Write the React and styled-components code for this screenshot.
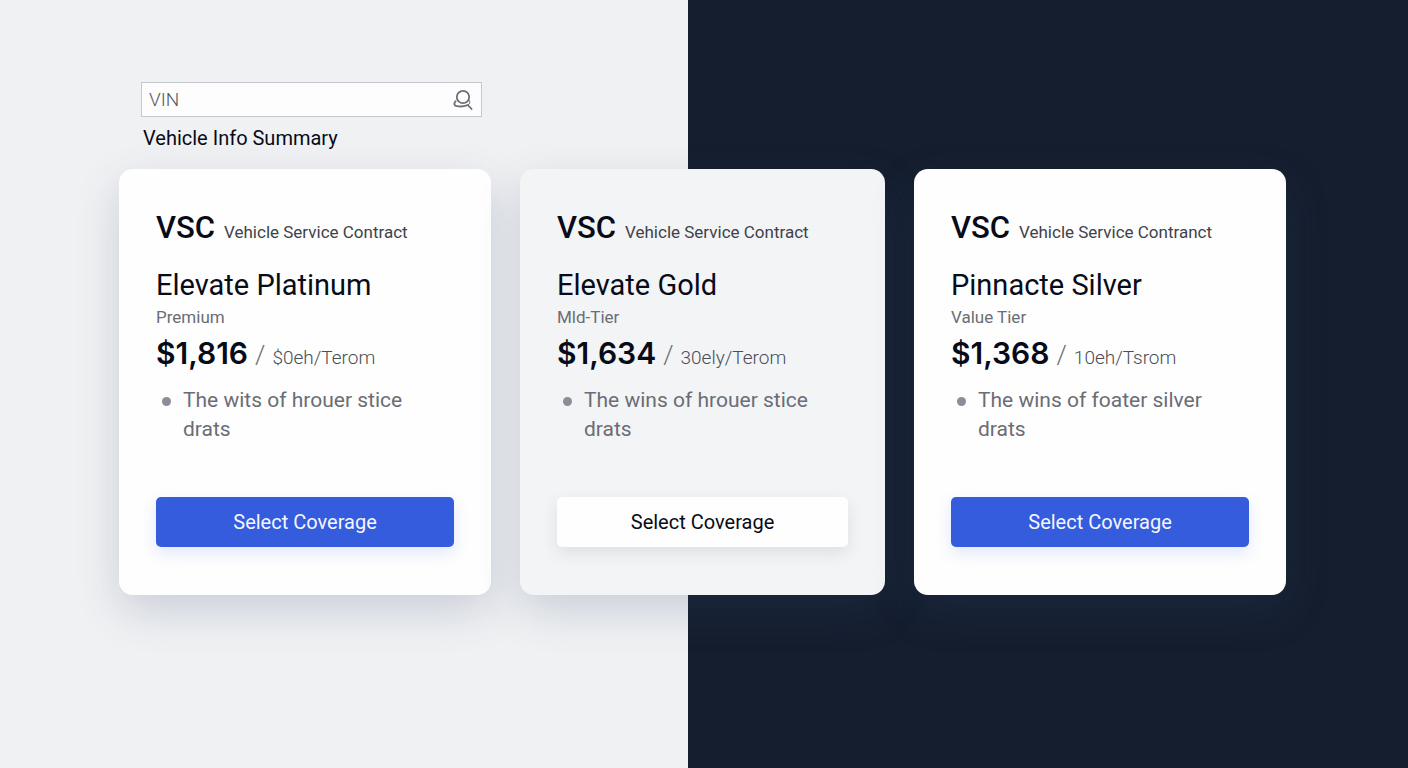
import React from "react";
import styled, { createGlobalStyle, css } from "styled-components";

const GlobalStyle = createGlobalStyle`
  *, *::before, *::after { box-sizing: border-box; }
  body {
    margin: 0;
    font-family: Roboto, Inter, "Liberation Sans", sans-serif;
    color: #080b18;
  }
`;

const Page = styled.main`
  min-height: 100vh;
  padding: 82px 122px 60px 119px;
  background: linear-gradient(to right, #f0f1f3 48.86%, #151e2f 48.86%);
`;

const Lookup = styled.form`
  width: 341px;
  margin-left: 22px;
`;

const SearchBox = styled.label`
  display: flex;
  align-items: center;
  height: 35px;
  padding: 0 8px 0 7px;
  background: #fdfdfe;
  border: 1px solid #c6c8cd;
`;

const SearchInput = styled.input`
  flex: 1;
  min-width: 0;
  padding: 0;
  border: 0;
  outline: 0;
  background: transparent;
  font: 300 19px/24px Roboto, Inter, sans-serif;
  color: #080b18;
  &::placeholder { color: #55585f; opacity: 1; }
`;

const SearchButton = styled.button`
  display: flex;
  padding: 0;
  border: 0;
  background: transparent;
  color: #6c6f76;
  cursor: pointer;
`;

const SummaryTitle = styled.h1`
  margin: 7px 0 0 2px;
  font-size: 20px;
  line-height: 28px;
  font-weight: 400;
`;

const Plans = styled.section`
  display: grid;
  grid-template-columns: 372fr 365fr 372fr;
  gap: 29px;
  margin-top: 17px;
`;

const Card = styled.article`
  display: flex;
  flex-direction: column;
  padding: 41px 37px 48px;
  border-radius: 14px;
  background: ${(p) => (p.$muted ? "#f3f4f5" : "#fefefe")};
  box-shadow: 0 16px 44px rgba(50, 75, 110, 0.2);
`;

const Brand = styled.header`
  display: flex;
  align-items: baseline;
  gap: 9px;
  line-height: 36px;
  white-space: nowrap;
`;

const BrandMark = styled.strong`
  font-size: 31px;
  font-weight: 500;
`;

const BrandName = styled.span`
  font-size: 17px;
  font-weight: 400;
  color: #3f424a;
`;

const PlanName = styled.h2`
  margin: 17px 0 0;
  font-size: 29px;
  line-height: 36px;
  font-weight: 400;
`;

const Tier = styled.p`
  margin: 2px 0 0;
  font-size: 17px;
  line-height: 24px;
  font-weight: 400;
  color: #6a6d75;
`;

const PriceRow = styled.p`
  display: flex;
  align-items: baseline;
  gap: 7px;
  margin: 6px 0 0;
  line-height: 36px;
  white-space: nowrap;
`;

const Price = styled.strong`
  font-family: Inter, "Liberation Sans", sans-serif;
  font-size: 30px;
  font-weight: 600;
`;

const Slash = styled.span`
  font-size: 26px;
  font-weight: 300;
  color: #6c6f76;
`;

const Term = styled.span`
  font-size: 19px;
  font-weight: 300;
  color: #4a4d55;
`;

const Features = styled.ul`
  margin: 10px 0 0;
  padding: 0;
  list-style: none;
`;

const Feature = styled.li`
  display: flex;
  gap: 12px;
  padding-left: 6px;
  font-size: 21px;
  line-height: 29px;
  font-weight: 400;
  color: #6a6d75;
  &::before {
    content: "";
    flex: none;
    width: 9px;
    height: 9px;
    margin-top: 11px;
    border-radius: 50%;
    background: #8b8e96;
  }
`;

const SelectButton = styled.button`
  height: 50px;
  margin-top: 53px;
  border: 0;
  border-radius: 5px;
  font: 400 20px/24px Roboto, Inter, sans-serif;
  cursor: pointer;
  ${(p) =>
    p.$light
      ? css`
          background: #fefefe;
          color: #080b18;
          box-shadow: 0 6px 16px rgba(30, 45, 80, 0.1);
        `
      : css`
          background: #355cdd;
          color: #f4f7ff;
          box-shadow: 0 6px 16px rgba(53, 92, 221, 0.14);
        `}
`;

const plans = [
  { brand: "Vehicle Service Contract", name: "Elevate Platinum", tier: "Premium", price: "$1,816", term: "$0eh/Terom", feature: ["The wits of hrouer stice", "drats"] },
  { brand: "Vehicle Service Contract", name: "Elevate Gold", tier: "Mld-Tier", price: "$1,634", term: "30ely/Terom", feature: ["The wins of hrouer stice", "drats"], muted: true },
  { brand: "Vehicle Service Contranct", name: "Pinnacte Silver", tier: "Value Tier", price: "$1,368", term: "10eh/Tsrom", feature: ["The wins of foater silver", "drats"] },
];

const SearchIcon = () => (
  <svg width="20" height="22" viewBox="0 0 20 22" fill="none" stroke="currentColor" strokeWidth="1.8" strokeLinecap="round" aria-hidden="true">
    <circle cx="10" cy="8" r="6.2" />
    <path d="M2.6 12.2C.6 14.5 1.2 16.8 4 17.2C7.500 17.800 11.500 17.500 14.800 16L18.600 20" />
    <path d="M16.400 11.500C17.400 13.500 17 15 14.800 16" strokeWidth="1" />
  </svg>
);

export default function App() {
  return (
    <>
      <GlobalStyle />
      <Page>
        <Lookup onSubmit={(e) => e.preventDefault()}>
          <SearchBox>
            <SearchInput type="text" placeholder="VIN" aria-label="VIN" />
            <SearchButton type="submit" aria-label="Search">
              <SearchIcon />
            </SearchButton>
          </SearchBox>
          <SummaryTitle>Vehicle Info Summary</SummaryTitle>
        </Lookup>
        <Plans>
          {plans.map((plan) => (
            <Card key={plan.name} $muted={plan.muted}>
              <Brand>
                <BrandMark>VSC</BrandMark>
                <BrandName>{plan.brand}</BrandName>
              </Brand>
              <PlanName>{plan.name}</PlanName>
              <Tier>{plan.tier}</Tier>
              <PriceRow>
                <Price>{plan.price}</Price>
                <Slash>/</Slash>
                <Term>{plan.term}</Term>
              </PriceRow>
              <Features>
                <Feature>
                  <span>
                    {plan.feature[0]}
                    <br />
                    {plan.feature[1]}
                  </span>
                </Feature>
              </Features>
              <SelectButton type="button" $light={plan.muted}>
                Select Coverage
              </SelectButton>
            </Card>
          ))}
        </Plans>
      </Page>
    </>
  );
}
* * *
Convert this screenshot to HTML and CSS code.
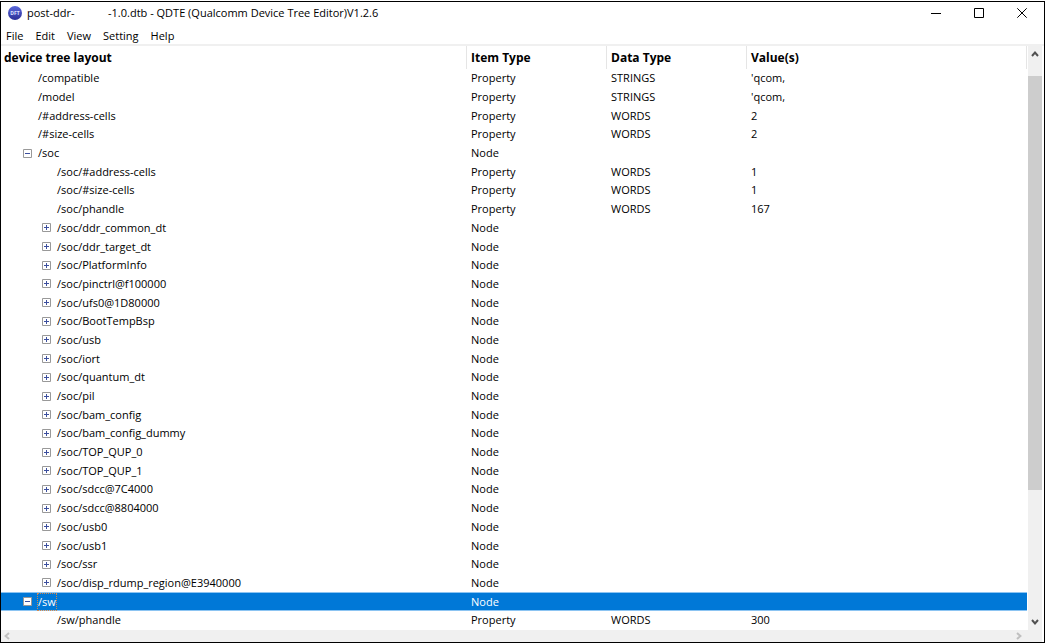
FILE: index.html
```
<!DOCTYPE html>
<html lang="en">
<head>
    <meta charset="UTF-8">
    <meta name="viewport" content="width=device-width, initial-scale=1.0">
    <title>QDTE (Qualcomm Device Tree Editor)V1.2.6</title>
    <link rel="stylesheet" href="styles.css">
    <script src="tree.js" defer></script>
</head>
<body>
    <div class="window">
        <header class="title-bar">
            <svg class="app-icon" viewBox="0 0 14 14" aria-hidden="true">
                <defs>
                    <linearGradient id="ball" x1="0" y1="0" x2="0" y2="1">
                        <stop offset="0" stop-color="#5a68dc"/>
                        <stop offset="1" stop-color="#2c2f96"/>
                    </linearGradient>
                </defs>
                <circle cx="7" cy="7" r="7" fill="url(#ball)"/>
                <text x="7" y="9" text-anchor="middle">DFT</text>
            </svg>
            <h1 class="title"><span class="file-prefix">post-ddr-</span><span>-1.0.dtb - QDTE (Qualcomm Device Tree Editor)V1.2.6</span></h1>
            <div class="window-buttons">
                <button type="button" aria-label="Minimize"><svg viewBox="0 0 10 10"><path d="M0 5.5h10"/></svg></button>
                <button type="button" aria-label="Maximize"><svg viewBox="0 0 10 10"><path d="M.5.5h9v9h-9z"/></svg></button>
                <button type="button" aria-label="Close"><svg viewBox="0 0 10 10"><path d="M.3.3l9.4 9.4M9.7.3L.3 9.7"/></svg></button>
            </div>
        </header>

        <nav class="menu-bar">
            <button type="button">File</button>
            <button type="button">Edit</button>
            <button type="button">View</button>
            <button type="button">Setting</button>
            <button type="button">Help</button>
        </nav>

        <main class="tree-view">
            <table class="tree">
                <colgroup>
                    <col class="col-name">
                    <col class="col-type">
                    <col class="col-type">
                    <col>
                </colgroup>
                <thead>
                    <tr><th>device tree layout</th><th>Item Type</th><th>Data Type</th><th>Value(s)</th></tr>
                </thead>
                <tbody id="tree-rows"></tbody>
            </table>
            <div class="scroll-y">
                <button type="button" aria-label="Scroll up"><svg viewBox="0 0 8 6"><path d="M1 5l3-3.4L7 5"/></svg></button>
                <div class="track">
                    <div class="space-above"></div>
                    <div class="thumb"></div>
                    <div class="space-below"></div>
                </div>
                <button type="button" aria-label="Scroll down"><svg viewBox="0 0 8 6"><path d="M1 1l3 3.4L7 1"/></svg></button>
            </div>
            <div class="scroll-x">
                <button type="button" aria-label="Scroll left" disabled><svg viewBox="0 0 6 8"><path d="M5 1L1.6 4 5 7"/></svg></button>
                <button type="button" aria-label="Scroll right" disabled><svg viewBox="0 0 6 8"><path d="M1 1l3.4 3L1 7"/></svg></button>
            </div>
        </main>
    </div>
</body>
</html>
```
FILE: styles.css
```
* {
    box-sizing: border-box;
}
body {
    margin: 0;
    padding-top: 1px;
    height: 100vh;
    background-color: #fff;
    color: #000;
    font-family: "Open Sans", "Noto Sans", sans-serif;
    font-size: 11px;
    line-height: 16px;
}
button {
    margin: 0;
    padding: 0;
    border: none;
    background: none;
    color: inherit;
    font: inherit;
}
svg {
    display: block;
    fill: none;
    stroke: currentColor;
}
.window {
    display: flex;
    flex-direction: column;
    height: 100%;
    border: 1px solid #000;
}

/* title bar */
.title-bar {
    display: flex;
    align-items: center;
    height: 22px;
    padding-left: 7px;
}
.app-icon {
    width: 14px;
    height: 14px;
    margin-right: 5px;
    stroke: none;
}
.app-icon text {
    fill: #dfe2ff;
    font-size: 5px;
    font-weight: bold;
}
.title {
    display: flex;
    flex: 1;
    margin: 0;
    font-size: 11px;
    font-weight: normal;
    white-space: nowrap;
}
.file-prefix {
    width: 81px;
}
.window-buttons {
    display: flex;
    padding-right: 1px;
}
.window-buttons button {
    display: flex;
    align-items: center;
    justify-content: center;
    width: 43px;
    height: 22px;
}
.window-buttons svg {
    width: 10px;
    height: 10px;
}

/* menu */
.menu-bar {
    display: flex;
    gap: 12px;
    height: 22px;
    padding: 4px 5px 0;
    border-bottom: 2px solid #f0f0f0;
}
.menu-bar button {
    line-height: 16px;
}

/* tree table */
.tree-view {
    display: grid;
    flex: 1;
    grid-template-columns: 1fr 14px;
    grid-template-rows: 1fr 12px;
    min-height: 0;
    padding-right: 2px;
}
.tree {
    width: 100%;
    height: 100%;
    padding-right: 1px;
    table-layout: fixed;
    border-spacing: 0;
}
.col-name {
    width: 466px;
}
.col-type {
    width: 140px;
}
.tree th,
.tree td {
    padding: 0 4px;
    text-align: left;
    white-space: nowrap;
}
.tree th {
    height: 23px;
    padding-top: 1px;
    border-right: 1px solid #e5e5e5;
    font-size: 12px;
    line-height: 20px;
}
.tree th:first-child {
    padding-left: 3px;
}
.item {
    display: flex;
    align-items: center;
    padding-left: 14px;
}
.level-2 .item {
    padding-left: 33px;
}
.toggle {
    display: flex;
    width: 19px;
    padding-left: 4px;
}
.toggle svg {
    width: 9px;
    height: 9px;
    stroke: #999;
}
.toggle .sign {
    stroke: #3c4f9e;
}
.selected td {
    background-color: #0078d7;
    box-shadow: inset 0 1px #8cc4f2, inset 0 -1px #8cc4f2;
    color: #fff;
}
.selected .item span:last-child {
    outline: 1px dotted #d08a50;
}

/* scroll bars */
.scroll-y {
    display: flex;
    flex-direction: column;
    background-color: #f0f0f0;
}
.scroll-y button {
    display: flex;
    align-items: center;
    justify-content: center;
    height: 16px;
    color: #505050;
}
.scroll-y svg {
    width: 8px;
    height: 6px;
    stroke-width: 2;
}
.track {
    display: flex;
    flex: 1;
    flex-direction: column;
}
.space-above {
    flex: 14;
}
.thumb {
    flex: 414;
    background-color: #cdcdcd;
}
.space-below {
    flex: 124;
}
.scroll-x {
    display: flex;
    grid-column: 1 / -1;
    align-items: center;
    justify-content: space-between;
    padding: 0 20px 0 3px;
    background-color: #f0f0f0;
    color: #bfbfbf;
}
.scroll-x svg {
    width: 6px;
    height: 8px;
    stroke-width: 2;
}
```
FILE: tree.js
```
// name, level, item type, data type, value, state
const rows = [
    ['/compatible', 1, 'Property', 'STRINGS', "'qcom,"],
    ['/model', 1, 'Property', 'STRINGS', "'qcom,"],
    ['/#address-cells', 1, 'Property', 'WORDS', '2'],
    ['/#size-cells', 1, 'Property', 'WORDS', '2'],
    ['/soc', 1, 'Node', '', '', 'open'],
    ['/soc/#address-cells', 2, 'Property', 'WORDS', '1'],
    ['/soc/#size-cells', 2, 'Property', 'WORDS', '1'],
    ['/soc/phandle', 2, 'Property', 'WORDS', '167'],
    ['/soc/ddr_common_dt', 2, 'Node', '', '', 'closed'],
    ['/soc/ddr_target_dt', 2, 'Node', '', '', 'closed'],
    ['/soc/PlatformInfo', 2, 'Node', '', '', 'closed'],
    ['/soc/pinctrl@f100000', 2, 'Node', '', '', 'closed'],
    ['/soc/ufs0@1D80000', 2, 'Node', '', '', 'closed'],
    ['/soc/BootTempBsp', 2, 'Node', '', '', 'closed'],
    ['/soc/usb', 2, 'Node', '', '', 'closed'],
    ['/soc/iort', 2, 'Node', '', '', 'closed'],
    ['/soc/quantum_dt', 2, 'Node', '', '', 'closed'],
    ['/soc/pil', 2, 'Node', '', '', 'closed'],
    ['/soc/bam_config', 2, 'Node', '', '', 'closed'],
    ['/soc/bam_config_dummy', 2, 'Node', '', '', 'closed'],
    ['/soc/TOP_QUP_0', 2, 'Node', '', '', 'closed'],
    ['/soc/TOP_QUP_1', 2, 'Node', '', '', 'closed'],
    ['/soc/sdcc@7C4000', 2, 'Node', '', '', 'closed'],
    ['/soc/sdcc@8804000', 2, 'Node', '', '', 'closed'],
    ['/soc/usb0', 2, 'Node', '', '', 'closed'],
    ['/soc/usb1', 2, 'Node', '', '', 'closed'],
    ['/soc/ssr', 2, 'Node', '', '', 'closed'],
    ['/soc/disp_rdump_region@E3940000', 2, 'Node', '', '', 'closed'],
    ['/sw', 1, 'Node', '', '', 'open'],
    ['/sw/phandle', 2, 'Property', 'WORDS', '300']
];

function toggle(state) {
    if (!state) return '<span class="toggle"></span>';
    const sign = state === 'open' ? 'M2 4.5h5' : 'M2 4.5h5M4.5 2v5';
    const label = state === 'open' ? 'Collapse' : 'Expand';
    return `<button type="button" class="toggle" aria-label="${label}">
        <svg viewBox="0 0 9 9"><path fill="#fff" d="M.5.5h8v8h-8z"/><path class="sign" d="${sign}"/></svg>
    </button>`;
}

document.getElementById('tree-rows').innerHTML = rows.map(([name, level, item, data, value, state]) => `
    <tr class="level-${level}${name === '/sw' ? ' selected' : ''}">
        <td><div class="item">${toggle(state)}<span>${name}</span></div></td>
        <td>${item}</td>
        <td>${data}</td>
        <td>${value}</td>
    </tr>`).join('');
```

Exercise details ::
In the records above, find each line holding "components" and copy it.

Exercise answer ::
Write the React and styled-components code for this screenshot.
import styled, { createGlobalStyle, css } from "styled-components";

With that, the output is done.